Florida Educators Promoting Measure To Narrow Gap in Per-Pupil Spending
In an unprecedented show of unity, Florida educators are backing a measure that they say would give the state one of the most highly equalized school-funding systems in the nation.
According to supporters, the bill would narrow the percentage gap in per-pupil spending between Florida's richest and poorest school districts from its current level of 23 percent to 7 percent. If the expenditures of Florida's wealthiest district are not counted, they say, the difference would shrink to less than 2 percent.
"This would make us almost totally equalized," said Woodrow J. Darden, a consultant to the Florida Association of School Administrators, which crafted the bill along with the Florida School Boards Association after two years of study.
Mr. Darden said if the bill becomes law, only Hawaii, which operates a single statewide school system, would have greater funding equity.
The measure, which was introduced at the opening of Florida's legislative session last week, is also supported by the state's two major teachers' unions and by 66 of the state's 67 school districts.
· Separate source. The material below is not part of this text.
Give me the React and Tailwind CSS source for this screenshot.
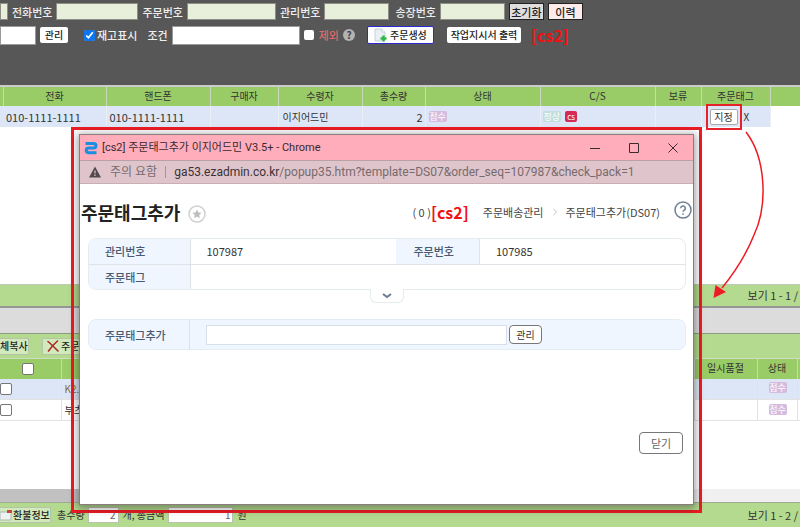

Many school-finance experts say Florida's current system is already one of the most equalized in the nation. But state officials note that an unsuccessful attempt by 22 districts to challenge the system in court pointed to the need for revisions.
The education groups' proposal would adjust Florida's current4school-funding method and add a "power equalization" formula in an effort to equalize the discretionary millage levies, the option tax levied in addition to the minimum rate already required by the state.
Some contend the extra levy is a major source of funding inequities.
The change would require the state to add $490 million to its current $4.5-billion education budget.
The measure would lift the state limit on the amount that districts can raise from discretionary property taxes from 11 percent to 15 percent of their total state aid.
The state would then allow all districts to set their discretionary tax rate at 0.97 mills, which is equal to the rate that Florida's wealthiest district would have to assess to reach the new limit.
The proposal also would eliminate some 70 categorical programs, folding them into the basic state-aid program.
The bill would provide poor and wealthy districts alike with an 8 percent increase in state aid. And in an effort to help rural schools, it would require the state to spend an extra $125 million to fully fund student transportation costs. Florida8now covers only 60 percent of such costs.
Mr. Darden described the bill as a "delicate compromise" that includes a little bit of something for everyone.
"There is something in there that everybody can hate and everybody can love," he said. "If you go to pushing one little piece, you're going to have someone fall out [of the coalition]. We're asking that it be left alone, that it's something everyone has bought into."
The position taken on the bill by the state's largest district, however, indicates how fragile the compromise is.
Thomas Cerra, a lobbyist for the Dade County schools, said Miami educators agreed to support the measure "as part of a good-faith effort" to resolve equity issues. He added, however, that the district may re-evaluate its position as the measure progresses through the legislature.
Dade County officials, he said, will insist that taxpayer equity be considered as important as finance equity in debate over the bill. The state, he said, should pick up the burden of additional financing, rather than require increases in local taxes.
Mr. Darden said the amount that would be needed was only $92 million more than the total school-aid budget being sought by Gov. Bob Martinez. Mr. Cerra disputed that figure, saying the true amount was closer to $200 million.
John Gaines, executive director of the Florida Association of School Administrators, said the measure"would be good for education and good for the state of Florida."
He said the plan addresses "both the equity issue and the adequacy issue" by providing districts with sufficient funding and flexibility to finance required programs.
Mr. Cerra, however, said Dade County officials believe that addressing the equity question is only the first step toward raising state school aid.
"If we could resolve [the equity issue] once and for all, we could have all 67 districts, school boards, and superintendents united in achieving a greater level of funding," he said.
A spokesman for Governor Martinez was unavailable for comment on the funding proposal.
The Governor did not mention the issue in his April 4 State of the State Address. In his speech, Mr. Martinez called for the creation of a task force to assess the quality of elementary- and middle-school programs; increased funding for pre-kindergarten programs; a new middle-school program for at-risk youths; and $133 million in unrestricted aid to districts.
David Voss, spokesman for Commissioner of Education Betty Castor, said the commissioner supported the finance measure, but also believed provisions should be added to ensure instructional improvement and provide greater accountability to the public.
"The legislature and the public have a right to know what difference it's going to make in a classroom," said Mr. Voss.
Mr. Cerra predicted that the funding-formula proposal would become the overriding education issue faced by the legislature this year.
"My best guess is the final chapter will not be written until the final hour of the session," he said.